[Data provided]:
----

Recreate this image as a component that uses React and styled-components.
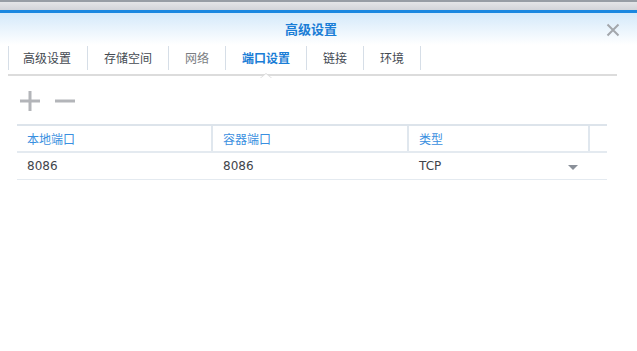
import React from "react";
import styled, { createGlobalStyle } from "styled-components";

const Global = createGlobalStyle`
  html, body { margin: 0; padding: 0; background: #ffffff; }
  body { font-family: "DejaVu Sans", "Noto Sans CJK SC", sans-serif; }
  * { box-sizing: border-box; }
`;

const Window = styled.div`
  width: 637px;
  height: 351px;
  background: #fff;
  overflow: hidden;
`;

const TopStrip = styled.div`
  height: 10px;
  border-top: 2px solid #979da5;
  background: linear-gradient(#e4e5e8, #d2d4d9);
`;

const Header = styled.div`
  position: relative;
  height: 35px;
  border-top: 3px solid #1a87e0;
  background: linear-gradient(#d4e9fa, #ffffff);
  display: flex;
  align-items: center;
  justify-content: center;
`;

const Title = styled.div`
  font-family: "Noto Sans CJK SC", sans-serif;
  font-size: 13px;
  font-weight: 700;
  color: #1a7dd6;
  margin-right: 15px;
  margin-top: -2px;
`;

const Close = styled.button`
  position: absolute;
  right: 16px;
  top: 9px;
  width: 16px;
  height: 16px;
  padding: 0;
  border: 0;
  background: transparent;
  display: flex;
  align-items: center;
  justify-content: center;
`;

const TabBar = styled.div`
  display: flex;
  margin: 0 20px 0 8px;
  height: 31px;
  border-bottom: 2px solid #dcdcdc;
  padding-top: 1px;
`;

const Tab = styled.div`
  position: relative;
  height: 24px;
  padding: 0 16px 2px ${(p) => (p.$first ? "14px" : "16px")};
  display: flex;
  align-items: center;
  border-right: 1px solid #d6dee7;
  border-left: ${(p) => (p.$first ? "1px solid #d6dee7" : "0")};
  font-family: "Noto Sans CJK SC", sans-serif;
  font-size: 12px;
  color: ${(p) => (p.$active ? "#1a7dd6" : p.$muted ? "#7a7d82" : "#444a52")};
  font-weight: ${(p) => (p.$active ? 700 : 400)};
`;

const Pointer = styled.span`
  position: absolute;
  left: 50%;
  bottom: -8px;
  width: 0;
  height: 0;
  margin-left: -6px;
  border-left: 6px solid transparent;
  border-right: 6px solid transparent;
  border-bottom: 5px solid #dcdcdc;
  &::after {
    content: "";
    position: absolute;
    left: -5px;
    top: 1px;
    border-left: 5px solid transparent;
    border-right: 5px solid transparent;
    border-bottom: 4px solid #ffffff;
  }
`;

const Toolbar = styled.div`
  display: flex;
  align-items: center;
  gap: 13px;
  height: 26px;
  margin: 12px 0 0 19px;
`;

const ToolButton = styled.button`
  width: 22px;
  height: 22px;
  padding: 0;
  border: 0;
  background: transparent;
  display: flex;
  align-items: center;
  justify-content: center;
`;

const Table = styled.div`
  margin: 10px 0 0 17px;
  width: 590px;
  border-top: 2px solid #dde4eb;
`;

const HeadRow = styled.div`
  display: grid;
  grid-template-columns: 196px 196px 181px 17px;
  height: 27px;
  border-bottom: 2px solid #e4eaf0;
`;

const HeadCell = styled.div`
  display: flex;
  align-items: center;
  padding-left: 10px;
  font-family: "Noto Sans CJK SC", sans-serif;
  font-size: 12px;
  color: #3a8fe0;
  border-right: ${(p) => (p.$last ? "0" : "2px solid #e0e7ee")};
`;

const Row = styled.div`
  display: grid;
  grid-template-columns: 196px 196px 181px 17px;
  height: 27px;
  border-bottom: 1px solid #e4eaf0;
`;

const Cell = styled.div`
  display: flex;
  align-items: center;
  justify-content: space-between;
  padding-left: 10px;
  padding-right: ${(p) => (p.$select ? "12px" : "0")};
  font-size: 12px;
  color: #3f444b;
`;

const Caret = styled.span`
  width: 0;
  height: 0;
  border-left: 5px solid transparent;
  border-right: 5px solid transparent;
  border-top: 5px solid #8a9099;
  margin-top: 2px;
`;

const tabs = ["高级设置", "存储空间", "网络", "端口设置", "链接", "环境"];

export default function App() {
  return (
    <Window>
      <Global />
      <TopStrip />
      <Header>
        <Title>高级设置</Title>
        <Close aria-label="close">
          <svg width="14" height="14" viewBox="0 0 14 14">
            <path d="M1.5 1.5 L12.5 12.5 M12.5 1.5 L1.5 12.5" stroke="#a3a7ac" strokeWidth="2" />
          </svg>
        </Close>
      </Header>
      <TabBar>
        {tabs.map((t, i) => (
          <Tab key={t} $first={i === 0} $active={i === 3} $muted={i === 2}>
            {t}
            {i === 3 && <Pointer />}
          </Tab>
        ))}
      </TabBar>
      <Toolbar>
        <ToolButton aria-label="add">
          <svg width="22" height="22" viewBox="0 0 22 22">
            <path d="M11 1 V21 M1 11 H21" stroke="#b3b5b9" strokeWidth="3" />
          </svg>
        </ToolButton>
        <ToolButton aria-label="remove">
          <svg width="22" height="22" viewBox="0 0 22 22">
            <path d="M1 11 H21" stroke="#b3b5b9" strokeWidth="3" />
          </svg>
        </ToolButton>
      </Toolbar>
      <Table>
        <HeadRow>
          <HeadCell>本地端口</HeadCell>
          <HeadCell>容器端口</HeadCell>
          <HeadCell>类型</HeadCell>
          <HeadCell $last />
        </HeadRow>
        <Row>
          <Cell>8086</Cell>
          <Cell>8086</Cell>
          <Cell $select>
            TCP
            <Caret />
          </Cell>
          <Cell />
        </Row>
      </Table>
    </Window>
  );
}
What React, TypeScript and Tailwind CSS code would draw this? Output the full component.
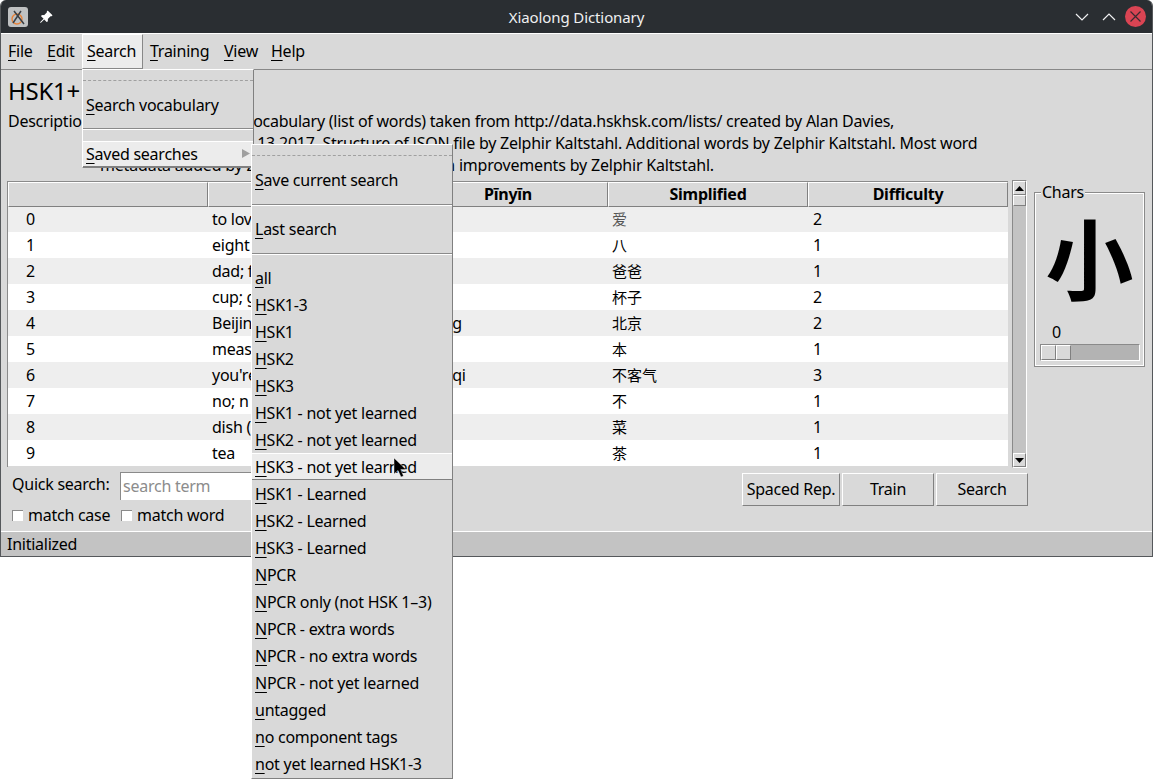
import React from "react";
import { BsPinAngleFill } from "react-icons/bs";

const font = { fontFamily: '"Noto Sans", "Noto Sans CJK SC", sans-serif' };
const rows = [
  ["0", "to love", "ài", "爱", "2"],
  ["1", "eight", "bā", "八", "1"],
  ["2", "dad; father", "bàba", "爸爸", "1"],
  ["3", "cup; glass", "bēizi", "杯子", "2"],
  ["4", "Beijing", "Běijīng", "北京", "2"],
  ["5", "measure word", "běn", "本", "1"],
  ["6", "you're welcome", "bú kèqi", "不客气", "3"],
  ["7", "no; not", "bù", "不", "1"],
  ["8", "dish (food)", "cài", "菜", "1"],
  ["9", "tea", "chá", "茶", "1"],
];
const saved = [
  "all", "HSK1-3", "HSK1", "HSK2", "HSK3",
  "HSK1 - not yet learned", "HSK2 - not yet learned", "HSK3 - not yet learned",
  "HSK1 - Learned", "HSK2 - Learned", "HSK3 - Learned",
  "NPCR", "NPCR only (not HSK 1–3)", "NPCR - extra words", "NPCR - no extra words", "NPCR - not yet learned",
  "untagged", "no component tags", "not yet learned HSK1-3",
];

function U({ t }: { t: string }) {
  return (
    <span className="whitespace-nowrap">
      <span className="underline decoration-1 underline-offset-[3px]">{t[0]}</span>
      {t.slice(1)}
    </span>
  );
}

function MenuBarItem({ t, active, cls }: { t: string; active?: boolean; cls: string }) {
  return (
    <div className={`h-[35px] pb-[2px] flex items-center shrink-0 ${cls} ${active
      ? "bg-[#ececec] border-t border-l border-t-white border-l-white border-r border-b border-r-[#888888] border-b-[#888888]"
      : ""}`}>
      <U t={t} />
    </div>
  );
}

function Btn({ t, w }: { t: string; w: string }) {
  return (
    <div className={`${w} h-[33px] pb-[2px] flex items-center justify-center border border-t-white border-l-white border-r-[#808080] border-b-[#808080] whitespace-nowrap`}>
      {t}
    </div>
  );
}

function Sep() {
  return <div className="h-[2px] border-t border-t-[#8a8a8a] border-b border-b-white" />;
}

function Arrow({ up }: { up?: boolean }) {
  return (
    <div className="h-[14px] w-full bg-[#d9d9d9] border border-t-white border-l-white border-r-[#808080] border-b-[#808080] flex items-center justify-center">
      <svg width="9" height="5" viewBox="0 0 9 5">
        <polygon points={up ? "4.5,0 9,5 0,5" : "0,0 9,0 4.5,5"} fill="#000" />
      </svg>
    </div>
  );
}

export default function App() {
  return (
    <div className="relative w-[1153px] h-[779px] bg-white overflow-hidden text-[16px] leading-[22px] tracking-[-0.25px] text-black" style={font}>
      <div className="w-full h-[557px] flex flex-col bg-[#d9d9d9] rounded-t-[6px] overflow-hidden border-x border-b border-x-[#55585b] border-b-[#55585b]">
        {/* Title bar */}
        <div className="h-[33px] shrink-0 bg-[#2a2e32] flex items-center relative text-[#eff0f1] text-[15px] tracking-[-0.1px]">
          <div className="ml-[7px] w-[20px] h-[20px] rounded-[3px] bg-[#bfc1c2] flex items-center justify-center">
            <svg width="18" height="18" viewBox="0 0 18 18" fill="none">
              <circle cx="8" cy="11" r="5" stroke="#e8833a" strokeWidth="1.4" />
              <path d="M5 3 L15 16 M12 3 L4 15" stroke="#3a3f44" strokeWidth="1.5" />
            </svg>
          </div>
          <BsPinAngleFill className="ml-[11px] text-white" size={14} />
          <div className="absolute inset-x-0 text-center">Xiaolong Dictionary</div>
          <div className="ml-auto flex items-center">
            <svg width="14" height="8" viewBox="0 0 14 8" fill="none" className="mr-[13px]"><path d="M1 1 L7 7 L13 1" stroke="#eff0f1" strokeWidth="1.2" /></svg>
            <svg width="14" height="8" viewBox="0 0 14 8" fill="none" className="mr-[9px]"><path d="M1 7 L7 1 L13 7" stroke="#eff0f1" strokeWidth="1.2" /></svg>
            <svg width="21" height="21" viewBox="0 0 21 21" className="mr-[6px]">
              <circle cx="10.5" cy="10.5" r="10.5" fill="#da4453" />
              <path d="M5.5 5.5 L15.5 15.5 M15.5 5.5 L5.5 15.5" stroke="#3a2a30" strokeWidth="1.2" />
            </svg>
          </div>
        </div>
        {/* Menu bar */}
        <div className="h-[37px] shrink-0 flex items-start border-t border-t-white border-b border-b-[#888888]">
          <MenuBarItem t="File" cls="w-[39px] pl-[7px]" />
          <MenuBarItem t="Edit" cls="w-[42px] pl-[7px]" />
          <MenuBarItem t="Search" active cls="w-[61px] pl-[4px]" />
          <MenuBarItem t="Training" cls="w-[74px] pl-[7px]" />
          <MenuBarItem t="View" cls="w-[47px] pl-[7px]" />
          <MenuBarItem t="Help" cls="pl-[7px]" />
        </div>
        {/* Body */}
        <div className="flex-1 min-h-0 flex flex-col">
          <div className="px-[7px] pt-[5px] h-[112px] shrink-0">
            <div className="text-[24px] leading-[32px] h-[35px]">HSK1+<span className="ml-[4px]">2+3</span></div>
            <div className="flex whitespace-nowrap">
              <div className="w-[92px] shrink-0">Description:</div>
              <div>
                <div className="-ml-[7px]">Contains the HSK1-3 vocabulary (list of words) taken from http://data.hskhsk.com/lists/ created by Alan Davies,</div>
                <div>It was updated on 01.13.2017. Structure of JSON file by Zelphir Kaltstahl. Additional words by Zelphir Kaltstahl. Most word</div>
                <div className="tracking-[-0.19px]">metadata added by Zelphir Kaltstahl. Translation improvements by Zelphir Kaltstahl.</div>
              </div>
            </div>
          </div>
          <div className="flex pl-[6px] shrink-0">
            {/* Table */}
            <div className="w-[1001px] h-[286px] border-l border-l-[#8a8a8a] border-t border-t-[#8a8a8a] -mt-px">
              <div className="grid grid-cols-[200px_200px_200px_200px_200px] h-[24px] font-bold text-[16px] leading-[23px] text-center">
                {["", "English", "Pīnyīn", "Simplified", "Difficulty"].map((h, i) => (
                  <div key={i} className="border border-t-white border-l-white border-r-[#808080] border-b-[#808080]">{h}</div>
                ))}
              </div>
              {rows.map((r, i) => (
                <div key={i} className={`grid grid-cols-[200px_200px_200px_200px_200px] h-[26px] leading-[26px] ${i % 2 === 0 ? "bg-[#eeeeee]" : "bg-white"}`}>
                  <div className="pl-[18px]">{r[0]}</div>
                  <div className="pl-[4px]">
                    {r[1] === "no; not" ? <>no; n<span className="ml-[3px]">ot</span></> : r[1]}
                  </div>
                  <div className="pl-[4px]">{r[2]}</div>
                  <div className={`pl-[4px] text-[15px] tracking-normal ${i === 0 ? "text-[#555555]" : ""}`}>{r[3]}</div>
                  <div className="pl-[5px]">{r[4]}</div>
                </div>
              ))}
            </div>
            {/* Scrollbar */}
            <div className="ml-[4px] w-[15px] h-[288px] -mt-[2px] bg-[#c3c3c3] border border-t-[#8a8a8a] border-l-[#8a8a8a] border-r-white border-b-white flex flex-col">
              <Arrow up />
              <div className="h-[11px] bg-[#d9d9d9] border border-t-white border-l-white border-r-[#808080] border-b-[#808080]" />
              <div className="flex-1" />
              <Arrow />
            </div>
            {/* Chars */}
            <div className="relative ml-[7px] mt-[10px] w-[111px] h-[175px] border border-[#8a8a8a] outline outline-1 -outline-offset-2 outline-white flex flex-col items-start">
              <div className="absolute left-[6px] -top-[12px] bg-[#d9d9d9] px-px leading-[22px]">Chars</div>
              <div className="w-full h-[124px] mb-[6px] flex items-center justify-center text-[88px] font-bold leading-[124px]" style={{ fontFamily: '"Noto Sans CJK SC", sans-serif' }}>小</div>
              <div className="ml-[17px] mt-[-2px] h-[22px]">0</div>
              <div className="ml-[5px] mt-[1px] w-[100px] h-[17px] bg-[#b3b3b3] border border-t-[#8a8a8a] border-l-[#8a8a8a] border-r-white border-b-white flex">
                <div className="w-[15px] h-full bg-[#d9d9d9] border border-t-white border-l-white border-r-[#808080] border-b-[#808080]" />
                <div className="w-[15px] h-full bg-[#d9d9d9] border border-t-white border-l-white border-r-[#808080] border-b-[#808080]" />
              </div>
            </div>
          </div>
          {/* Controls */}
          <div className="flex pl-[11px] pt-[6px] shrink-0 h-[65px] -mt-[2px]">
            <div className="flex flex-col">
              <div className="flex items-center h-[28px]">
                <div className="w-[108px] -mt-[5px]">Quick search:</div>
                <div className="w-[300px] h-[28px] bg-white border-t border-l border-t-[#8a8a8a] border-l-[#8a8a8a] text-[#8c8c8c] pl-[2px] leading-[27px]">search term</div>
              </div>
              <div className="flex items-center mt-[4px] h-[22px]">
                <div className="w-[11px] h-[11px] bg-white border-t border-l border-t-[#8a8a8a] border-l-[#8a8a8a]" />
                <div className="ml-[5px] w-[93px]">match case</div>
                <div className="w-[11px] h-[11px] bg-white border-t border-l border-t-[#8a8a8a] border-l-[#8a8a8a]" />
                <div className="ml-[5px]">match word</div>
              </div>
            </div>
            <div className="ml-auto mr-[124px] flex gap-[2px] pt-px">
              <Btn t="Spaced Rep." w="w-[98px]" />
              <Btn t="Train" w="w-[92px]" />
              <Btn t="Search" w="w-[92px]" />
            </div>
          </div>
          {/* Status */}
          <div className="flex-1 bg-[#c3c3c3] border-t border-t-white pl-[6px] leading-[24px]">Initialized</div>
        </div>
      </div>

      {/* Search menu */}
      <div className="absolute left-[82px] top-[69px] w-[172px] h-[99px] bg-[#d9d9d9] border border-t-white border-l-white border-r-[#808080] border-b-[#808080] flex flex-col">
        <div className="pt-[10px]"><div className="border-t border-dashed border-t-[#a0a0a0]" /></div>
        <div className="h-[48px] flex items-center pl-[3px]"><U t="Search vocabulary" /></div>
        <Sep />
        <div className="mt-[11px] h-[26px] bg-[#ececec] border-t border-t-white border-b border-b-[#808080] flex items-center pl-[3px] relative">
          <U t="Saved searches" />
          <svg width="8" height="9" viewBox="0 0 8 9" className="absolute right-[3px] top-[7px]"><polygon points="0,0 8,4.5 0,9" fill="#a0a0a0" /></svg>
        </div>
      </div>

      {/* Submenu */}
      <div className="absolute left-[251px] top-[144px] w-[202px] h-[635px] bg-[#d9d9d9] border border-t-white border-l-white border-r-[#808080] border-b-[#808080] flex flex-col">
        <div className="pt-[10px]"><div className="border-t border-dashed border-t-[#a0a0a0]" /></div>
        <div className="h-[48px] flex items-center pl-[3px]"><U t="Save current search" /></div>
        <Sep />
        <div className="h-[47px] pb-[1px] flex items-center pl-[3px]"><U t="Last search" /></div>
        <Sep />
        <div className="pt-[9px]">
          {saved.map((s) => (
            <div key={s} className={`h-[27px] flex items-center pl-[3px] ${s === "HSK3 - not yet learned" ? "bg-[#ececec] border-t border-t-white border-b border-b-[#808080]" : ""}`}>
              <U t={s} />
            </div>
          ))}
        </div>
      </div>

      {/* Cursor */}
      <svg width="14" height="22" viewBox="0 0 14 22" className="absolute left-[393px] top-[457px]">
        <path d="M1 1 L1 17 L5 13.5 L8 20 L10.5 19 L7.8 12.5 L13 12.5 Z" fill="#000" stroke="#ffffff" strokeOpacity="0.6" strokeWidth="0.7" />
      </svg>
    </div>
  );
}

----

Return all lines containing the word "this".

Recreate this image as a component that uses React and styled-components.
What React, TypeScript and Tailwind CSS code would draw this? Output the full component.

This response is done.